Linked to a point raised earlier by some wider stakeholders around a perceived menu of existing training being offered to employers rather than bespoke training to meet specific skills needs, most wider stakeholders support an extension of the current delivery model to include the college network and all other accredited training providers (e.g. private training providers). There is some support for this from the Employers Survey and being able to access training from more than one college.

4.5 Benefits and Impacts of the Fund

Even though the Fund is still at an early stage, the college network and wider stakeholders all report that the Fund is already benefiting those involved, and in a range of different ways. The main benefits and impacts are summarised below.

Table 4.2: Benefits and Impacts Reported

Benefits for Different Stakeholder Groups

College Network

  • Strengthened employer engagement
  • New employer relationships developed
  • Increased college-employer engagement
  • Development of new training in response to industry need
  • Additional commercial income stream

Employers

  • Increased awareness of the college network’s products/services
  • Improved perceptions of the college network and its capabilities
  • Increased engagement with colleges (tapping into the FWDF and other products/services)

Some wider stakeholders report that is perhaps too early to undertake a full evaluation of the Fund, but that it is important that the Scottish Government and SFC more clearly articulate and communicate with stakeholders (and others) what success looks like for the Fund, how success will be measured, and to regularly report on progress and achievements (e.g. through the use of case studies to share with levy-paying employers, etc).

4.6 What Works Well

Some aspects identified about the Fund that work well are:

  • application process - generally considered to be easy and straightforward, and college staff typically support employers through the process;
  • issues raised about the funding cap aside, the £10,000 is considered to go a long way for many employers;
  • face-to-face engagement with employers works best – taking the time to have a conversation and to understand issues and training needs;
  • the opportunity to build on and further strengthen college-employer relationships;
  • provides the time and space for employers to consider their training needs and skills gaps, and the different ways that these can be addressed;
  • there is some evidence that colleges are sign-posting employers to other college(s) if they cannot provide the training the employer is looking for – albeit this might not yet be across the board; and
  • feedback from employers is that they value the training.

4.7 Wider Points Raised

It is worth noting some wider points on the first year of the FWDF raised during the consultation process, including:

  • some wider stakeholders, who were consulted and/or submitted a response as part of an earlier Scottish Government consultation to inform the design and delivery of the Fund, report that their feedback has not all been fully taken into account. However, this is in part likely to reflect the diverse range of agencies and organisations consulted (each has their own goals and priorities, etc) and the inherent challenge in taking everything on board;
  • FWDF guidance document and clarifications:
    • a general sense that there could be greater clarity on the Fund (what is eligible, what is not eligible, etc)
    • some examples include: whether colleges themselves are eligible for training as they are levy-paying employers, the same holds true for whether the Fund can support provision of qualifications/training required by legislation;
  • many levy-paying employers operate nationwide and/or have multiple sites across the country:
    • some colleges raised points around discussions having progressed to a relatively late stage with an employer before then finding out that the employer is in discussion with another college already (e.g. a different contact in the company) - and the need to find this out at an earlier stage
    • some employers might want to work with more than one college and/or a college in a different region to its HQ – the guidance seems clear that employers operating on a Scotland-wide basis can work with a college of their choice, but it is not clear the extent to which this is known by, and communicated to, employers. A picture is emerging that some colleges might be informing employers on their patch that they need to work through that college (or a college in the region), and employers are perhaps then working with the college that contacts them first; and
  • additionality of the FWDF – some wider stakeholders questioned the extent to which employers would have undertaken the training anyway in the absence of the funding. Feedback from the Employers Survey, however, suggests a relatively high level of additionality (74% of employers report that either none or only some of the training would have been undertaken in the absence of the FWDF).
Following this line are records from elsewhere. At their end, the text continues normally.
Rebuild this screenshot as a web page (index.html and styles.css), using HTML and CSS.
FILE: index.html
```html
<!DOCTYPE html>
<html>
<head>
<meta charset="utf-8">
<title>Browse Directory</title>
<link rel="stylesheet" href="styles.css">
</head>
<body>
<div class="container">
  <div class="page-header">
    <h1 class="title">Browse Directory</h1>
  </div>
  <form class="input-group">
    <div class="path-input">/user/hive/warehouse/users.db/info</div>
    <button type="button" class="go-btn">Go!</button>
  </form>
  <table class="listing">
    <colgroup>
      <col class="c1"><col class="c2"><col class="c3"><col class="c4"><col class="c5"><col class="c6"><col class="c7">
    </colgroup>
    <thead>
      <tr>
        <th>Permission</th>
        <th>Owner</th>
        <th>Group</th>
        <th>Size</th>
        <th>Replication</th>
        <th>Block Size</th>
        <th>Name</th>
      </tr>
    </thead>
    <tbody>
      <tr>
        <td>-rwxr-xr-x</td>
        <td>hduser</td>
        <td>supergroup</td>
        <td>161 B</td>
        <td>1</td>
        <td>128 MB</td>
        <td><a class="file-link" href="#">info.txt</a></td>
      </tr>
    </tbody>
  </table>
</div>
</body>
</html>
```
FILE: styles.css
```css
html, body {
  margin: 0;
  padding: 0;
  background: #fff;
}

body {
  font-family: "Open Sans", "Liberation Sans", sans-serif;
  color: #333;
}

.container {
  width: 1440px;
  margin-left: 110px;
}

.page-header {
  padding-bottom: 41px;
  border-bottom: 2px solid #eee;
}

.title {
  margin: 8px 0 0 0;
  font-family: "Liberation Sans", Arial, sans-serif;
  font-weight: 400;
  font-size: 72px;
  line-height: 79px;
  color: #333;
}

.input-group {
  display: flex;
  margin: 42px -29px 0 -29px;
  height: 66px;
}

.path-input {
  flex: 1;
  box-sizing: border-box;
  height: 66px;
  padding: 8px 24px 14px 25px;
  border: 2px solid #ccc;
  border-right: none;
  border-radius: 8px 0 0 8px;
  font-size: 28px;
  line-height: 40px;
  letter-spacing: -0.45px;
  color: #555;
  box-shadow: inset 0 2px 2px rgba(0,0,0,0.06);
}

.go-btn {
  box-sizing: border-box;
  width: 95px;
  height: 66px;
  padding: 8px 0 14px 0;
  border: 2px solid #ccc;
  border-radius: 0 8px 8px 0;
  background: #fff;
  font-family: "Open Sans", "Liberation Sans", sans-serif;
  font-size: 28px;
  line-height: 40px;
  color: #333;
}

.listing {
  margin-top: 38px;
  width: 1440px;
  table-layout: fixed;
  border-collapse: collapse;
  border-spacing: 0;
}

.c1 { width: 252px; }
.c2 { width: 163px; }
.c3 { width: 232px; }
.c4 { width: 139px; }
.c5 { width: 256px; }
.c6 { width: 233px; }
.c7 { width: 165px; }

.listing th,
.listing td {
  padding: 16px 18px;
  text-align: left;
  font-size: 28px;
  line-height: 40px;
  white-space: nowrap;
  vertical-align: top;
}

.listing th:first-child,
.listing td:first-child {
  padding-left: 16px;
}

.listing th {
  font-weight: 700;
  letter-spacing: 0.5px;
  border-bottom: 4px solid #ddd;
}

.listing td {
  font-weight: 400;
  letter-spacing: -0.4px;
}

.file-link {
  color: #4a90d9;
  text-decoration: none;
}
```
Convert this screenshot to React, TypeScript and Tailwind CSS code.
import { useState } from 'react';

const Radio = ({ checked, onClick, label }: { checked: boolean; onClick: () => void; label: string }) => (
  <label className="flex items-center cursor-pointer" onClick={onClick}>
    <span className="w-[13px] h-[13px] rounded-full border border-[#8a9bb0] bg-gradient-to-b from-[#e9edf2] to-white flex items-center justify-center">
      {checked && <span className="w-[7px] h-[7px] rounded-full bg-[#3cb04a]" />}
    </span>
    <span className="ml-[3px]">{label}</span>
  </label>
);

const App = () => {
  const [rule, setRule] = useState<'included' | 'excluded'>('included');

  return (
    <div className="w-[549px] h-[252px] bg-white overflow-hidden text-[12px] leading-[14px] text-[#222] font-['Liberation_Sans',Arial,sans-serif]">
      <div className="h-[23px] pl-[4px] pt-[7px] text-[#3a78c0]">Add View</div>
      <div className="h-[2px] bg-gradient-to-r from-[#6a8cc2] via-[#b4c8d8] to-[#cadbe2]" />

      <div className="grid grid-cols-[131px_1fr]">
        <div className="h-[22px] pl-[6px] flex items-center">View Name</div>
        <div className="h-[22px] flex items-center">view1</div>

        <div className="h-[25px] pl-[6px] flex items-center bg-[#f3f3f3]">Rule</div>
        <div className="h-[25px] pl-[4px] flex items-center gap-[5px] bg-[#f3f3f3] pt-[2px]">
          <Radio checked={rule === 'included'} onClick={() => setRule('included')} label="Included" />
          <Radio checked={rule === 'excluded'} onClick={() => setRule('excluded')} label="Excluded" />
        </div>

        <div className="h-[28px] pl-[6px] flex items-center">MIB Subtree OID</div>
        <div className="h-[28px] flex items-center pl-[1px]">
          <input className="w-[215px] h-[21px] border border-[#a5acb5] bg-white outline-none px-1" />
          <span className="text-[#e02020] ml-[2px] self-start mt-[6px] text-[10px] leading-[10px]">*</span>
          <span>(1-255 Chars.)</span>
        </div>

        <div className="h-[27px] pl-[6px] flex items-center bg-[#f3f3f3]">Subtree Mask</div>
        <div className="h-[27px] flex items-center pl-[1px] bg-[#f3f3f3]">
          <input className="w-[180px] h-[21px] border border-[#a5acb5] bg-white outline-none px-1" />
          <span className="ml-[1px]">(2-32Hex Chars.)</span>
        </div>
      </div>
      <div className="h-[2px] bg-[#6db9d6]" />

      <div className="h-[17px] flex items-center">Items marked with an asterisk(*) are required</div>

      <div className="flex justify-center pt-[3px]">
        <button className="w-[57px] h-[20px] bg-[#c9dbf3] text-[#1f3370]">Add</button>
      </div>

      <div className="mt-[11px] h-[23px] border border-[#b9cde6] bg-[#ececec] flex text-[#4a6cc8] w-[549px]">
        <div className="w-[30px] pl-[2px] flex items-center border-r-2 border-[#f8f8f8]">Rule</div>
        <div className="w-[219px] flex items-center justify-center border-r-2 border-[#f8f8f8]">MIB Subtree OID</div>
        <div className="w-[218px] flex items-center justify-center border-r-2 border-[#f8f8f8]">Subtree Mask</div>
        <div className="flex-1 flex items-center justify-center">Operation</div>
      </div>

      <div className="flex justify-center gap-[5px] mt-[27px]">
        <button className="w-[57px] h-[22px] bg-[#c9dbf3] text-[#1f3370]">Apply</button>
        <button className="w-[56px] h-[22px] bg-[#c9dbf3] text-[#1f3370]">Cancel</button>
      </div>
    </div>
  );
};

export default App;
4.8 Propositions for Year 2 of the FWDF

A wide range of propositions were made by consultees in relation to Year 2 of the Fund, and these are articulated below:

  • access to a levy-paying employers list – albeit there is recognition that this might not be feasible;
  • scaling the funding available – perhaps up to £25,000 and a tier system based on amount of levy paid;
  • longer lead-in times and less arbitrary deadlines – for submission of applications, for contracting training, and for training to be delivered;
  • longer term strategic approach to funding – a two-year Fund going forward would enable better planning by colleges and employers, including allowing for more strategic conversations to be had about how the Fund could be used to address current and future skills gaps. A longer-term commitment would also allow colleges sufficient comfort to give due consideration to the need for additional staff to support engagement and/or delivery;
  • early issue and communication with colleges about the guidance for Year 2 – possibly involving a face-to-face session with the college sector, FAQs, etc, plus ongoing early notice of changes in timescales and improved (more timely) communications more generally:
    • two phase application process – note of interest, then develop more detailed application (some colleges are already doing this)
    • a rolling application process as the general feedback is that deadlines have been set somewhat arbitrarily (albeit from an SFC perspective there is a need to be able to draw a line from one financial year to a next)
    • development of case studies to showcase and share employers experience of the Fund, how it has benefited employers and employees, and to generate more interest in the Fund among other levy-paying employers;
  • not unanimous but most wider stakeholders felt training should be delivered by all accredited trainers perhaps through the college network (the colleges as might be expected have a different view on the delivery model); and
  • some support for opening up the Fund (e.g. top-slice) to SMEs [8] (supply chains) who make up the vast majority of the business base in Scotland (or if not via the Fund another solution required) – for example, up to £5,000.

However, the above needs to be seen in context. There was overall support for the Fund (in principle) and any changes would be seen as evolution and not revolution.